Ether way, I will check with them next week because My stock on this part is also low and I need some more.

If I get some more of them, and you Email me about this, I could send you one for free. There not very expensive and its not worth the effort for you to send me the money.

Gary

 

[adamthole]

Thanks alot chemelec!

I made some adjustments to my circuit, and I got it to work alot better. The basic set up is that I have my photodiode's emitter connected to the base of a 2n3906 and the collector to ground. The emitter of the 2n3906 is connected to an HT12D chip. When the photodiode is active it will turn on 2n3906 and make that pin low. All other times that pin is held high via a resistor. In my first circuit I used a 1K resistor. In my second make of it, I changed the resistor to a 100K and it works much better. It still could be better, but it works much better than it did. I am looking forward to testing out the new photodiode.

Thanks everyone!

 

[ljcox]

Do you really need to use a laser?

It may be better to use a normal LED with a pair of lenses. One in front of the LED to focus the light into a beam and the other in front of the transistor to focus the light onto the base area.

Len

 

[audioguru]

Hi Adam,
Please sketch your circuit. It sounds like the phototransistor is an emitter-follower, that drives a PNP transistor that is also an emitter-follower. With a 1k emitter resistor, the phototransistor needed a lot of light to conduct.

Now with 100k as its emitter resistor, the phototransistor needs much less light to conduct.
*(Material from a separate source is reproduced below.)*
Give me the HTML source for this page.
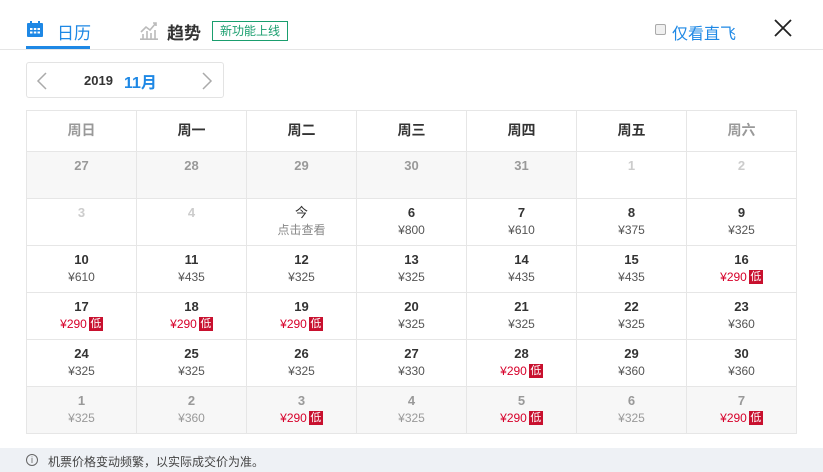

Emitter-followers don't have any gain. Your circuit will operate with much higher sensitivity if you use the phototransistor as common-emitter which has a high gain.

With both transistors as emitter-followers, I don't see how "When the photodiode is active it will turn on 2n3906 and make that pin low." :?: :?:

 

[adamthole]

Here is my schematic from Eagle...

I did it that way because the phototransistor by itself couldn't pull the pin low. However it could turn on the 2n3906, which could then pull the pin low.